In 2002, faced with what had been an exponential increase in the use of money by corporations,
Congress passed a very limited Bipartisan Campaign Reform Act, popularly known as the McCain-Feingold Act to address the question of money in national politics. In 2010, the Supreme Court, its four ultra-right Justices, Scalia, Thomas, Alito and Chief Justice Roberts, joined by the previously less ultra right California conservative Republican, Anthony Kennedy, invalidated MCain-Feingold on both first and fourteenth amendment grounds.

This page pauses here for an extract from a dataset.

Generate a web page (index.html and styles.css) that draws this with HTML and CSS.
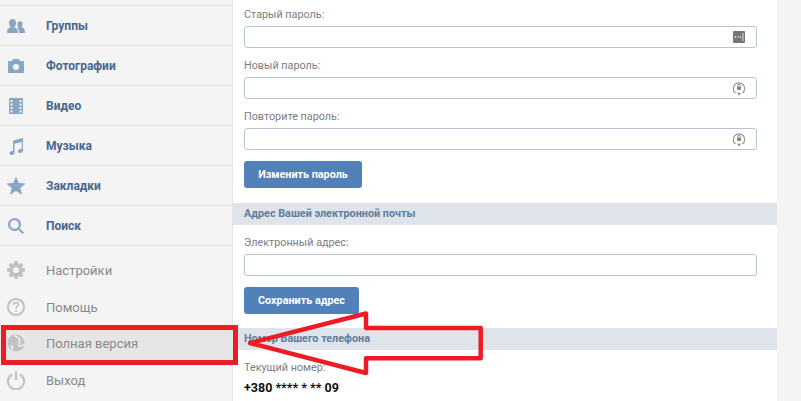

Kennedy’s fellow Californian, Stephen Field, never went so far as too employ the “free speech” rights of the first amendment to defend corporate personhood (even he make have blushed at the thought that corporations, however much they are people, have their rights to free political speech abridged by limiting their right to spend money in politics)
What can be done? First, we can elect a Congress that will enact serious campaign financing reform that will go far beyond McCain-Feingold in restricting the stranglehold that corporate/finance capital though their lobbyists and their funding of the election and re-election of candidates has over national politics and make that into the model for all politics.
Secondly we must also organize for a new struggle to restore a federal judiciary that will be an aid, not a major obstacle to progressive legislation and policy and democratic with a small d political action. If 2012 see a major progressive victory it will in all likelihood see a struggle over the future of the judiciary of a kind that we have not seen since the 1930s. But that is only possible with a progressive victory. A defeat, especially a defeat in the presidency, will probably enshrine a reactionary majority on the court for an many years, if not decades, to come.